John: Leadership is selecting noble objectives, then pursuing them with intensity and sacrifice, so that others want to follow you. Great leaders put a noble cause ahead of self. The currency of leadership is sacrifice. If you are pursuing something important, self sacrifice is the signal to others that the cause is worth the pursuit. George Washington always put his country before himself. When he was asked to serve as President of the United States for a lifetime, he said no. The greater purpose was to establish a democracy and he did not want to appear like a King.

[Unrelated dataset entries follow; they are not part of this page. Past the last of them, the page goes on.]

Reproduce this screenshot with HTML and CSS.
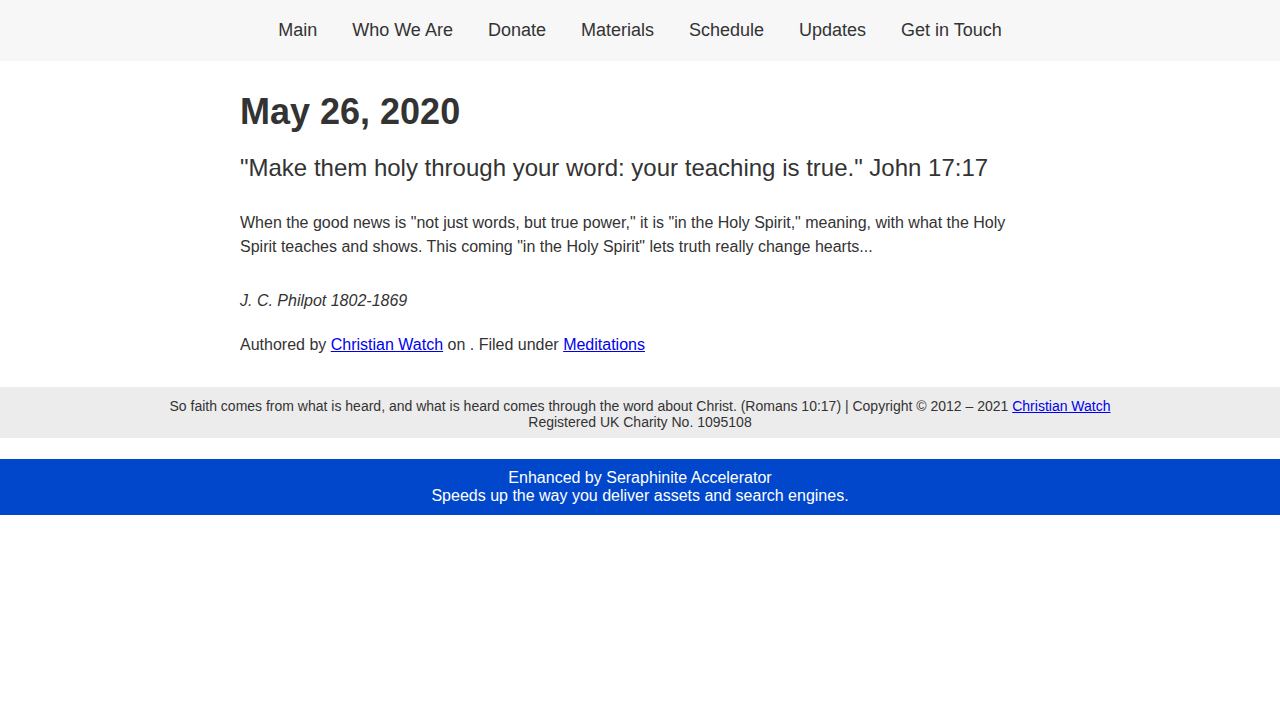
FILE: index.html
```html
<!DOCTYPE html>
<html lang="en">
<head>
<meta charset="utf-8">
<title>May 26, 2020</title>
<link rel="stylesheet" href="styles.css">
</head>
<body>
<nav class="nav">
  <a class="nav-item" href="#">Main</a>
  <a class="nav-item" href="#">Who We Are</a>
  <a class="nav-item" href="#">Donate</a>
  <a class="nav-item" href="#">Materials</a>
  <a class="nav-item" href="#">Schedule</a>
  <a class="nav-item" href="#">Updates</a>
  <a class="nav-item" href="#">Get in Touch</a>
</nav>
<main class="post">
  <h1 class="post-title">May 26, 2020</h1>
  <h2 class="post-verse">"Make them holy through your word: your teaching is true." John 17:17</h2>
  <p class="post-body">When the good news is "not just words, but true power," it is "in the Holy Spirit," meaning, with what the Holy Spirit teaches and shows. This coming "in the Holy Spirit" lets truth really change hearts...</p>
  <p class="post-author"><em>J. C. Philpot 1802-1869</em></p>
  <p class="post-meta">Authored by <a href="#">Christian Watch</a> on . Filed under <a href="#">Meditations</a></p>
</main>
<footer class="footer">
  <div>So faith comes from what is heard, and what is heard comes through the word about Christ. (Romans 10:17) | Copyright © 2012 – 2021 <a href="#">Christian Watch</a></div>
  <div>Registered UK Charity No. 1095108</div>
</footer>
<div class="promo">
  <div>Enhanced by Seraphinite Accelerator</div>
  <div>Speeds up the way you deliver assets and search engines.</div>
</div>
</body>
</html>
```
FILE: styles.css
```css
* { box-sizing: border-box; }
body {
  margin: 0;
  font-family: "Liberation Sans", Arial, sans-serif;
  color: #333;
  background: #fff;
}
a { color: #0000ee; }
.nav {
  height: 61px;
  background: #f7f7f7;
  display: flex;
  justify-content: center;
  align-items: center;
}
.nav-item {
  font-size: 18px;
  color: #333;
  text-decoration: none;
  padding: 0 17.5px;
}
.post {
  width: 800px;
  margin: 0 auto;
  padding-top: 30px;
}
.post-title {
  margin: 0;
  font-size: 36px;
  line-height: 41px;
  font-weight: bold;
}
.post-verse {
  margin: 22px 0 0;
  font-size: 24px;
  line-height: 28px;
  font-weight: normal;
}
.post-body {
  margin: 29px 0 0;
  font-size: 16px;
  line-height: 24px;
}
.post-author {
  margin: 30px 0 0;
  font-size: 16px;
  line-height: 24px;
}
.post-meta {
  margin: 20px 0 0;
  font-size: 16px;
  line-height: 24px;
}
.footer {
  margin-top: 30px;
  background: #ececec;
  text-align: center;
  font-size: 14px;
  line-height: 16px;
  padding: 11px 0 8px;
}
.promo {
  margin-top: 21px;
  background: #0047cc;
  color: #fff;
  text-align: center;
  font-size: 16px;
  line-height: 18px;
  padding: 10px 0 10px;
}
```
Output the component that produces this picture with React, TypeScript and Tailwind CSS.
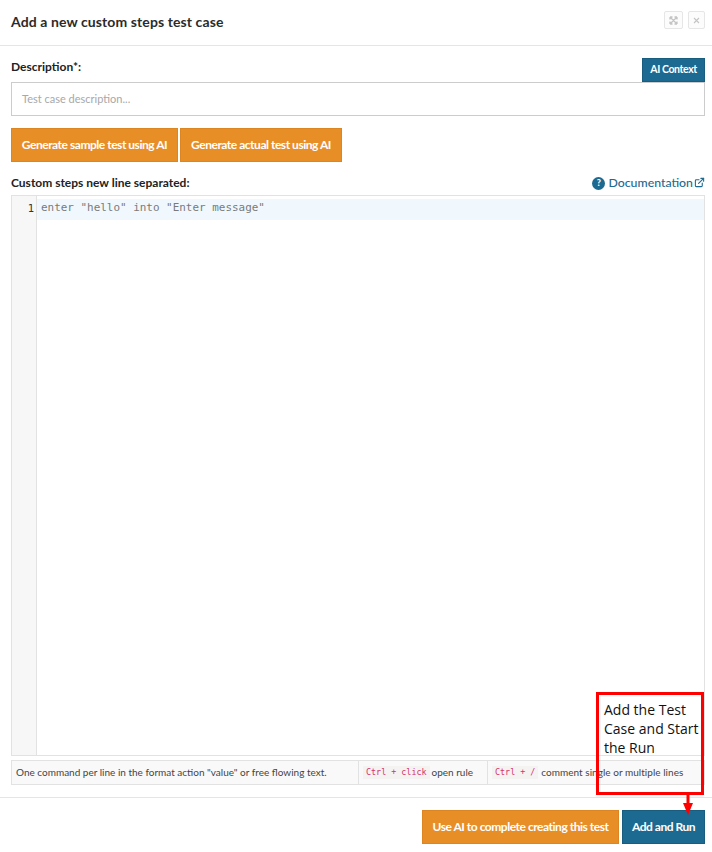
import { ExternalLink } from "lucide-react";

const orangeBtn =
  "h-[34px] bg-[#e88e26] border border-[#dd8520] text-white text-[12px] font-bold tracking-[-0.47px] flex items-center justify-center";
const blueBtn =
  "bg-[#1c6a91] border border-[#185d80] text-white font-bold flex items-center justify-center";
const kbd =
  "font-['DejaVu_Sans_Mono',monospace] text-[8.4px] text-[#d6336c] bg-[#f5f2f2] px-[3px] leading-[13px]";

export default function App() {
  return (
    <div className="relative w-[712px] h-[852px] bg-white font-['Lato',sans-serif] text-[#222] overflow-hidden">
      {/* Header */}
      <div className="h-[46px] border-b border-[#e5e5e5] pl-[11px] pr-[7px] flex items-center justify-between">
        <h1 className="text-[14px] font-bold text-[#2b2b2b] tracking-[0.1px] -mt-[2px]">Add a new custom steps test case</h1>
        <div className="flex gap-[5px] -mt-[5px]">
          <button className="w-[19px] h-[18px] border border-[#e6e6e6] rounded-[2px] bg-[#fcfcfc] flex items-center justify-center">
            <svg width="9" height="9" viewBox="0 0 9 9" fill="none" stroke="#c4c4c4" strokeWidth="1.3">
              <path d="M1 1l7 7M8 1L1 8M1 1h2.5M1 1v2.5M8 1H5.5M8 1v2.5M1 8h2.5M1 8V5.5M8 8H5.5M8 8V5.5" />
            </svg>
          </button>
          <button className="w-[17px] h-[18px] border border-[#e6e6e6] rounded-[2px] bg-[#fcfcfc] flex items-center justify-center">
            <svg width="7" height="7" viewBox="0 0 7 7" fill="none" stroke="#c4c4c4" strokeWidth="1.1">
              <path d="M1 1l5 5M6 1L1 6" />
            </svg>
          </button>
        </div>
      </div>

      <div className="px-[11px] pr-[7px]">
        {/* Description */}
        <div className="flex items-end justify-between h-[36px]">
          <label className="text-[12px] font-bold text-[#222] mb-[6px]">Description*:</label>
          <button className={`${blueBtn} w-[63px] h-[24px] text-[10.5px] tracking-[-0.4px]`}>AI Context</button>
        </div>
        <div className="h-[34px] border border-[#cccccc] flex items-center px-[10px] text-[11px] text-[#a8a8a8]">
          Test case description...
        </div>

        {/* AI buttons */}
        <div className="flex gap-[2px] mt-[12px]">
          <button className={`${orangeBtn} w-[167px]`}>Generate sample test using AI</button>
          <button className={`${orangeBtn} w-[162px]`}>Generate actual test using AI</button>
        </div>

        {/* Steps label */}
        <div className="flex items-center justify-between h-[33px]">
          <label className="text-[12px] font-bold text-[#222] mt-[9px]">Custom steps new line separated:</label>
          <a className="flex items-center text-[12.3px] font-medium text-[#1c6a91] mt-[9px]">
            <span className="w-[13px] h-[13px] rounded-full bg-[#1c6a91] text-white text-[9px] font-black flex items-center justify-center mr-[3px]">
              ?
            </span>
            Documentation
            <ExternalLink className="w-[11px] h-[11px] ml-[1px] -mt-[2px]" strokeWidth={2.4} />
          </a>
        </div>

        {/* Editor */}
        <div className="h-[561px] border border-[#e2e2e2] flex">
          <div className="w-[25px] shrink-0 bg-[#f7f7f7] border-r border-[#e2e2e2] pt-[2px] pr-[2px] text-right font-['DejaVu_Sans_Mono',monospace] text-[10.5px] leading-[20px] text-[#333]">
            1
          </div>
          <div className="flex-1 mt-[3px] h-[21px] bg-[#f0f8fe] pl-[4px] font-['DejaVu_Sans_Mono',monospace] text-[10.95px] leading-[18px] text-[#7a7a7a]">
            enter "hello" into "Enter message"
          </div>
        </div>

        {/* Hints */}
        <div className="h-[25px] mt-[4px] border border-[#e2e2e2] bg-[#f9f9f9] flex items-center text-[10px] text-[#444]">
          <div className="w-[347px] h-full pl-[4px] flex items-center border-r border-[#e2e2e2]">
            One command per line in the format action "value" or free flowing text.
          </div>
          <div className="w-[129px] h-full pl-[4px] flex items-center gap-[2px] border-r border-[#e2e2e2]">
            <span className={kbd}>Ctrl + click</span> open rule
          </div>
          <div className="flex-1 h-full pl-[4px] flex items-center gap-[3px]">
            <span className={kbd}>Ctrl + /</span> <span className="tracking-[0.03px]">comment single or multiple lines</span>
          </div>
        </div>
      </div>

      {/* Footer */}
      <div className="mt-[12px] border-t border-[#e5e5e5] pt-[12px] pr-[7px] flex justify-end gap-[3px]">
        <button className={`${orangeBtn} w-[197px]`}>Use AI to complete creating this test</button>
        <button className={`${blueBtn} w-[83px] h-[34px] text-[12px] tracking-[-0.47px]`}>Add and Run</button>
      </div>

      {/* Annotation over the page */}
      <div className="absolute left-[596px] top-[692px] w-[108px] h-[103px] border-[3px] border-[#ff0000] pl-[5px] pt-[5px] font-['Open_Sans',sans-serif] text-[14px] leading-[19px] text-[#111]">
        Add the Test Case and Start the Run
      </div>
      <svg className="absolute left-[682px] top-[795px]" width="12" height="21" viewBox="0 0 12 21" fill="#ff0000">
        <rect x="4.5" y="0" width="3" height="10" />
        <path d="M1 8h10L6 20z" />
      </svg>
    </div>
  );
}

Cheryl: Is everyone a leader?

John: – Yes. Every person is the most important leader to the people closest to them in their life. As a father, I am the most important leader in my children’s lives. Far more important than any President of the United States.

Cheryl Is governing different than leading?

John: Absolutely. Governing operates at the lowest threshold. It is about setting mandates (the laws) and imposing penalties when the people don’t follow the mandates. Leadership is about calling people to a higher purpose. Great leaders are inspiring role models. Nelson Mandela is an example of a leader who went above the law and inspired people by his role model.

Chery: What gets in a leader’s way?

John: The enemy of great leadership is the definition of the doable. Leaders must redefine what is possible. The noble purpose is far more inspiring than the doable. People want to do great things. I’m reminded of my favorite poem that I memorized as a child: It Couldn’t Be done by Edgar A. Guest.

“There are are thousands to tell you it cannot be done; there are thousands to prophesy failure; there are thousands to point out to you, one by one, the dangers that wait to assail you. But just buckle in with a bit of a grin; just take off your coat and go to it. Just start in to sing as you tackle the thing that ‘cannot be done’ and you’ll do it.”

Cheryl: How did you decide what to focus on in retirement?

John: My chief of staff at the Department of Justice, David Ayres, had set aside his life plans to help me serve in public office. After my retirement, he wanted to go into business. I wanted to help him, so we are now business partners. The most important decision you make in your work is who you will work with. Choose to work with people you trust completely.

Cheryl: What do you enjoy most about your teaching role?

John: I enjoy learning in the classroom. Learning environments are best when they are “horizontal” — everyone is in the process of learning together. As opposed to “vertical” where the teacher lectures the students.

Cheryl: What advice would you give our next generation leaders?

John: Don’t pursue leadership to be popular or well-liked. That is not a goal worthy of leadership. The truly transformational leader rarely wants to be a leader, but the noble purpose or destination draws them to accept a leadership role. Prepare for the time when your gifts are needed to reach the destination. You were made for a purpose.